La jeune-fille est prise dans un conflit de loyauté au bénéfice de son père qui l’amène à enchaîner les mensonges. On sent que Lison prend très souvent sur elle pour ne pas se plaindre. Sa place auprès de son père est réduite et elle peut éprouver le désir inconscient de voir disparaître sa belle-mère. L’élément déclencheur du drame peut être interprété comme un acte manqué, mais il est en tout cas la conséquence d’un mensonge.
C’est là que le film devient particulièrement intéressant puisque la jeune fille (excellente Capucine Valmary) est elle-même piégée par un mensonge.

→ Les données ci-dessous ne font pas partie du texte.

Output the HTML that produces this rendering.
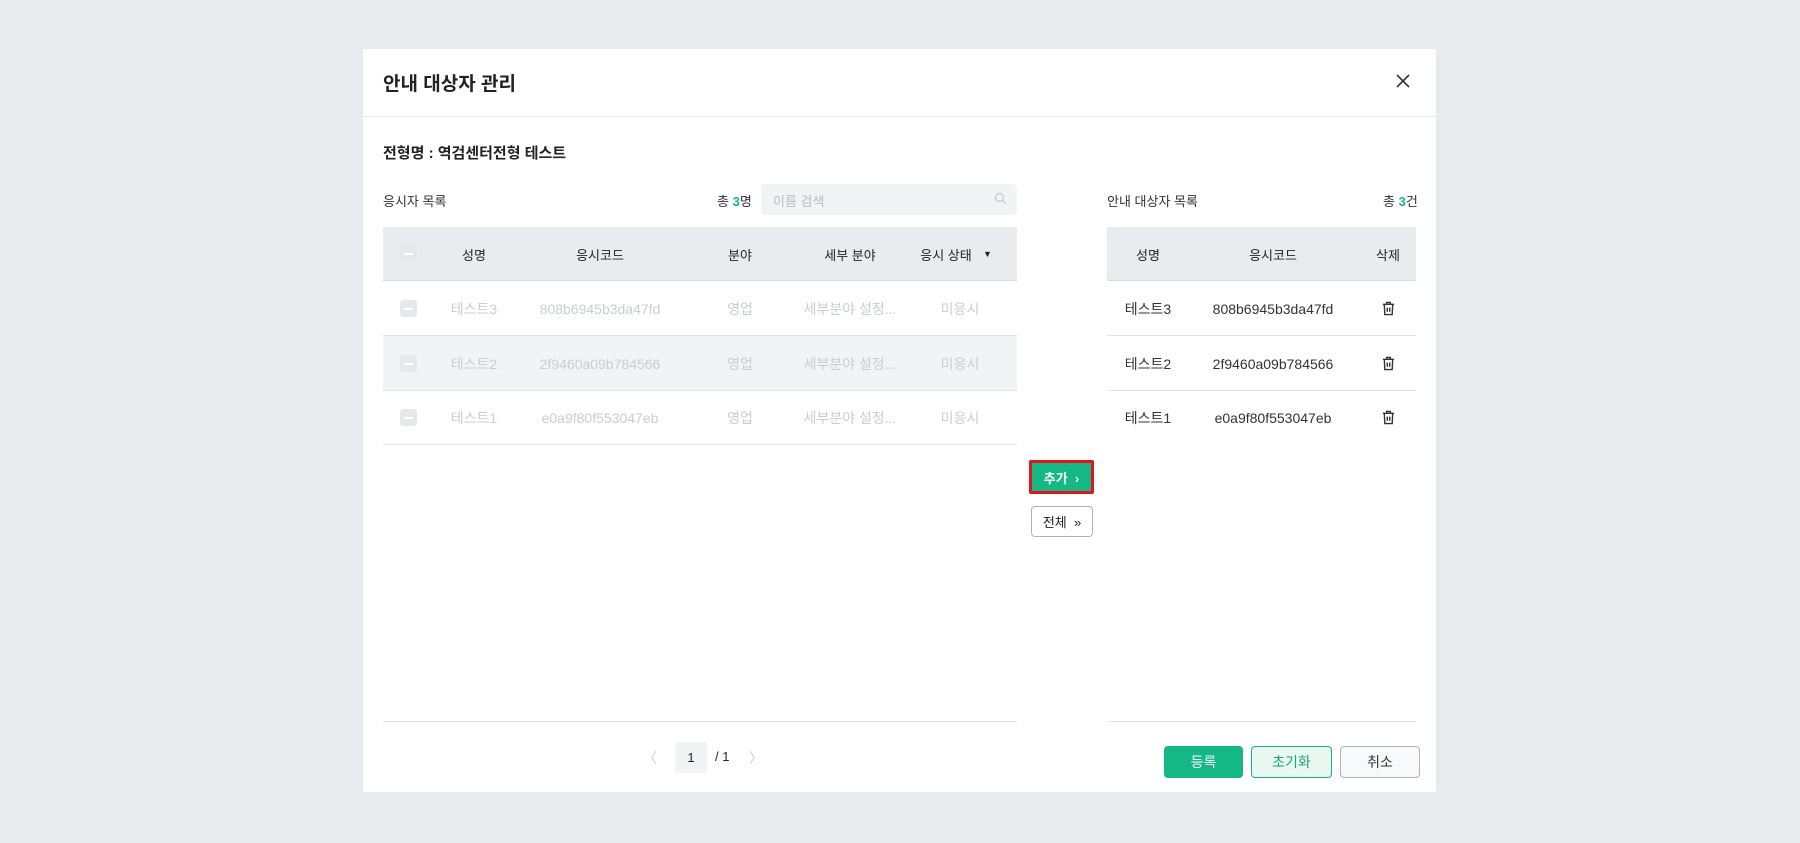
<!DOCTYPE html>
<html><head><meta charset="utf-8"><style>
*{box-sizing:border-box;margin:0;padding:0}
body{width:1800px;height:843px;background:#e8ebee;font-family:"Liberation Sans","Noto Sans CJK KR",sans-serif;position:relative;overflow:hidden;color:#222}
.modal{position:absolute;left:363px;top:49px;width:1073px;height:743px;background:#fff}
.a{position:absolute}
.title{left:20px;top:20px;font-size:19px;font-weight:bold;color:#222}
.hline{left:0;top:67px;width:1073px;height:1px;background:#e3e6ea}
.th{background:#e9ecef;border-bottom:1px solid #d9dde2}
.c{position:absolute;transform:translateX(-50%);white-space:nowrap}
.row{border-bottom:1px solid #dfe2e6}
.mut{color:#c9cdd2;font-size:14px}
.lat{margin-top:2px}
.cb{position:absolute;width:17px;height:17px;background:#e6e8eb;border-radius:3px}
.cb:after{content:"";position:absolute;left:4px;top:8px;width:9px;height:1.5px;background:#fff}
.btn{position:absolute;border-radius:4px;font-size:14px;display:flex;align-items:center;justify-content:center}
</style></head><body>
<div class="modal">
<div class="a title">안내 대상자 관리</div>
<svg class="a" style="left:1032px;top:24px" width="16" height="16" viewBox="0 0 16 16"><path d="M2 2L14 14M14 2L2 14" stroke="#333" stroke-width="1.6"/></svg>
<div class="a hline"></div>
<div class="a" style="left:20px;top:93px;font-size:15px;font-weight:bold">전형명 : 역검센터전형 테스트</div>
<div class="a" style="left:20px;top:142px;font-size:13px;color:#333">응시자 목록</div>
<div class="a" style="left:354px;top:142px;font-size:13px;color:#333">총 <b style="color:#14b885">3</b>명</div>
<div class="a" style="left:398px;top:135px;width:256px;height:31px;background:#f1f3f5;border-radius:4px"></div>
<div class="a" style="left:410px;top:142px;font-size:13px;color:#b8bcc2">이름 검색</div>
<svg class="a" style="left:631px;top:143px" width="13" height="13" viewBox="0 0 13 13"><circle cx="5.5" cy="5.5" r="4" fill="none" stroke="#c4c8cd" stroke-width="1.2"/><path d="M8.5 8.5L12 12" stroke="#c4c8cd" stroke-width="1.2"/></svg>

<div class="a th" style="left:20px;top:178px;width:634px;height:54px">
<div class="cb" style="left:17px;top:18px"></div>
<div class="c" style="left:91px;top:18px;font-size:13px">성명</div>
<div class="c" style="left:217px;top:18px;font-size:13px">응시코드</div>
<div class="c" style="left:357px;top:18px;font-size:13px">분야</div>
<div class="c" style="left:467px;top:18px;font-size:13px">세부 분야</div>
<div class="c" style="left:563px;top:18px;font-size:13px">응시 상태</div>
<div class="a" style="left:600px;top:22px;font-size:9px">▼</div>
</div>
<div class="a row" style="left:20px;top:232px;width:634px;height:55px">
<div class="cb" style="left:17px;top:19px"></div>
<div class="c mut" style="left:91px;top:18px">테스트3</div><div class="c mut lat" style="left:217px;top:18px">808b6945b3da47fd</div><div class="c mut" style="left:357px;top:18px">영업</div><div class="c mut" style="left:467px;top:18px">세부분야 설정...</div><div class="c mut" style="left:577px;top:18px">미응시</div></div>
<div class="a row" style="left:20px;top:287px;width:634px;height:55px;background:#f1f3f5">
<div class="cb" style="left:17px;top:19px"></div>
<div class="c mut" style="left:91px;top:18px">테스트2</div><div class="c mut lat" style="left:217px;top:18px">2f9460a09b784566</div><div class="c mut" style="left:357px;top:18px">영업</div><div class="c mut" style="left:467px;top:18px">세부분야 설정...</div><div class="c mut" style="left:577px;top:18px">미응시</div></div>
<div class="a row" style="left:20px;top:342px;width:634px;height:54px">
<div class="cb" style="left:17px;top:18px"></div>
<div class="c mut" style="left:91px;top:17px">테스트1</div><div class="c mut lat" style="left:217px;top:17px">e0a9f80f553047eb</div><div class="c mut" style="left:357px;top:17px">영업</div><div class="c mut" style="left:467px;top:17px">세부분야 설정...</div><div class="c mut" style="left:577px;top:17px">미응시</div></div>
<div class="a" style="left:20px;top:672px;width:634px;height:1px;background:#dfe2e6"></div>

<div class="a" style="left:280px;top:699px;font-size:14px;color:#ccc">〈</div>
<div class="a" style="left:312px;top:693px;width:32px;height:31px;background:#f1f3f5;border-radius:3px;font-size:13px;text-align:center;line-height:31px">1</div>
<div class="a" style="left:352px;top:700px;font-size:13px">/ 1</div>
<div class="a" style="left:386px;top:699px;font-size:14px;color:#ccc">〉</div>

<div class="btn" style="left:666px;top:411px;width:65px;height:34px;background:#14b885;border:3px solid #e0141e;border-radius:2px;color:#fff;font-weight:bold;font-size:13px">추가 &nbsp;›</div>
<div class="btn" style="left:668px;top:457px;width:62px;height:31px;border:1px solid #aeb3b8;font-size:13px">전체 &nbsp;»</div>

<div class="a" style="left:744px;top:142px;font-size:13px;color:#333">안내 대상자 목록</div>
<div class="a" style="left:1020px;top:142px;font-size:13px;color:#333">총 <b style="color:#14b885">3</b>건</div>
<div class="a th" style="left:744px;top:178px;width:309px;height:54px">
<div class="c" style="left:41px;top:18px;font-size:13px">성명</div>
<div class="c" style="left:166px;top:18px;font-size:13px">응시코드</div>
<div class="c" style="left:281px;top:18px;font-size:13px">삭제</div></div>
<div class="a row" style="left:744px;top:232px;width:309px;height:55px">
<div class="c" style="left:41px;top:18px;font-size:14px;color:#333">테스트3</div><div class="c lat" style="left:166px;top:18px;font-size:14px;color:#333">808b6945b3da47fd</div>
<svg class="a" style="left:275px;top:20px" width="13" height="15" viewBox="0 0 14 16"><path d="M1 3.5H13M5 3.5V1.5H9V3.5M2.5 3.5L3 14.5H11L11.5 3.5M5.7 7V11.5M8.3 7V11.5" fill="none" stroke="#333" stroke-width="1.5"/></svg></div>
<div class="a row" style="left:744px;top:287px;width:309px;height:55px">
<div class="c" style="left:41px;top:18px;font-size:14px;color:#333">테스트2</div><div class="c lat" style="left:166px;top:18px;font-size:14px;color:#333">2f9460a09b784566</div>
<svg class="a" style="left:275px;top:20px" width="13" height="15" viewBox="0 0 14 16"><path d="M1 3.5H13M5 3.5V1.5H9V3.5M2.5 3.5L3 14.5H11L11.5 3.5M5.7 7V11.5M8.3 7V11.5" fill="none" stroke="#333" stroke-width="1.5"/></svg></div>
<div class="a" style="left:744px;top:342px;width:309px;height:54px">
<div class="c" style="left:41px;top:17px;font-size:14px;color:#333">테스트1</div><div class="c lat" style="left:166px;top:17px;font-size:14px;color:#333">e0a9f80f553047eb</div>
<svg class="a" style="left:275px;top:19px" width="13" height="15" viewBox="0 0 14 16"><path d="M1 3.5H13M5 3.5V1.5H9V3.5M2.5 3.5L3 14.5H11L11.5 3.5M5.7 7V11.5M8.3 7V11.5" fill="none" stroke="#333" stroke-width="1.5"/></svg></div>
<div class="a" style="left:744px;top:672px;width:309px;height:1px;background:#dfe2e6"></div>

<div class="btn" style="left:801px;top:697px;width:79px;height:32px;background:#14b885;color:#fff">등록</div>
<div class="btn" style="left:888px;top:697px;width:81px;height:32px;background:#e9f9f1;border:1px solid #14b885;color:#14a877">초기화</div>
<div class="btn" style="left:977px;top:697px;width:80px;height:32px;background:#f8f9fa;border:1px solid #aeb3b8;color:#333">취소</div>
</div>
</body></html>
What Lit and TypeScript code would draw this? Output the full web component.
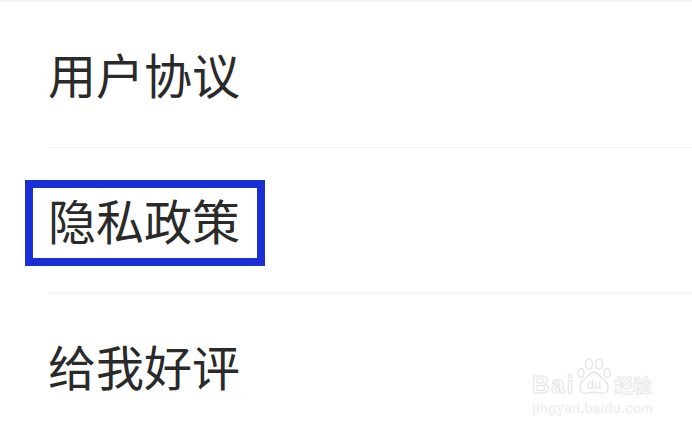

La vérité est-elle pour autant la meilleure solution ?
Lison découvre la trahison et fait soudain l’apprentissage du monde des adultes. Elle est désemparée et va devoir chercher en qui elle peut avoir confiance, en découvrant l’altérité, approcher la souffrance de ce petit frère qui jusque là était un rival, comprendre la personnalité de sa belle-mère, et faire œuvre d’empathie à l’égard des parents de celle-ci pour sortit du piège qu’elle a elle aussi contribué à monter. Cette famille recomposée qui semblait avoir trouvé un équilibre parfait se révèle tout à fait dysfonctionnelle et devra se reconstituer ou se dissoudre définitivement.
Tourné dans les Vosges, j’ai reconnu des paysages qui me sont familiers, et même la gendarmerie qui apparaissait dans le film Perdrix. Les images des inondations sont bien entendu des vues aériennes en conditions réelles et ajoutent de la tension dramatique, en renforçant les aspects angoissants et mystérieux, de même que la superbe vue plongeante sur le lac depuis la terrasse de la maison, de même que les nappes de brouillard, si fréquentes dans la région.
Un excellent film qui traite de la nécessaire reconstruction après un cataclysme.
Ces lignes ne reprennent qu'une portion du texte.